Spanish colonial streets of Campeche
About a thousand years ago the Yucatan Peninsula was a major political / cultural / religious centre of the ancient Mayan civilization. Hence there are ruins everywhere – with each one claiming to be either the biggest, oldest, tallest, most triangular or whatever. The first two that we chose, Uxmal (pronounced like “ush-marl”) and Chichen Itza (pronounced like “chits ‘n eats her”), were doubly impressive due to their night-time sound and light shows and day-time abundance of iguanas. We spent many hours at each - pouring over, climbing up and walking through the ruins: here are a couple of pictures.

Some of the Uxmal ruins (with an iguana in the foreground)

Chichen Itza's Light & Sound Show

Skull reliefs at Chichen Itza
So having knocked two of the ruins off our list and feeling like intrepid travellers we headed for the flashy and very-fake town of Cancun, still in the Yucatan Peninsula, but this time along the Caribbean coast. You may have heard of Cancun before – it’s a place of international cruise ships and 5 star hotels where rich folks can enjoy a beachside holiday without having to speak a word of Spanish. Unfortunately our budget excluded us from the 5 star set, but we did manage to find our own paradises on nearby Isla Mujeres and Playa del Carmen, where we tucked into the happy hour (Hora Feliz!) 2 for 1 beers & cocktails with gusto!

Enjoying a couple at Isla Mujeres
Deciding to give our livers a break, we headed to a lovely beachspot a few miles further south. This was my idea of the perfect beach – beautiful fine white sand, very warm water (say 28 degrees or thereabouts), a coral reef just off shore for snorkelling, and a few restaurants along the beach perfect for people-watching. We made friends with the Canadian couple in the campervan next door and mostly did a whole lot of nothing. We did, however, take a day out of our nothing-ness routine to do a spot of scuba diving in a few of the nearby cenotes. The Yucatan doesn’t have any rivers, and all the fresh water travels to the ocean via a natural underground network.

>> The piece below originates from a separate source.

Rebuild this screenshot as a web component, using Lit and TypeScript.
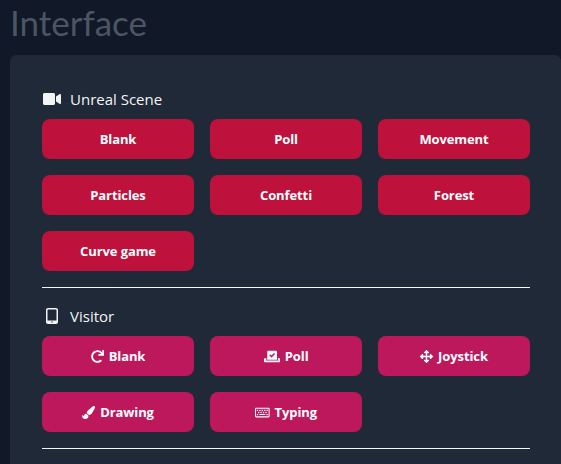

A cenote is an above ground opening into this network. It was marvellous diving – the visibility was unlimited, the roof & floors of the caverns were covered with stalagmites and stalactites, and the sunlight shone through the opening of the cenote creating god-finger rays in the water.

Perfect beaches along the Yucatan Peninsula's Carribean Coast

Our campsite (Daisy's on the far right)
With much regret we said goodbye to the perfect Caribbean beaches and headed inland to the mountains, stopping of at our third ruins, Palenque. The geography of Palenque, being set in mountainous jungle, was very different from the ruins we had previously visited. Many of the ruins were completely covered by jungle, giving an “Indiana Jones” feel, especially with the local howler monkeys providing the soundtrack!

Palenque

Palenque

Howler monkeys at Palenque
We’ve already run to several pages and we’re only half way through Mexico, so I think I’ll leave it at that for now. Adios amigos!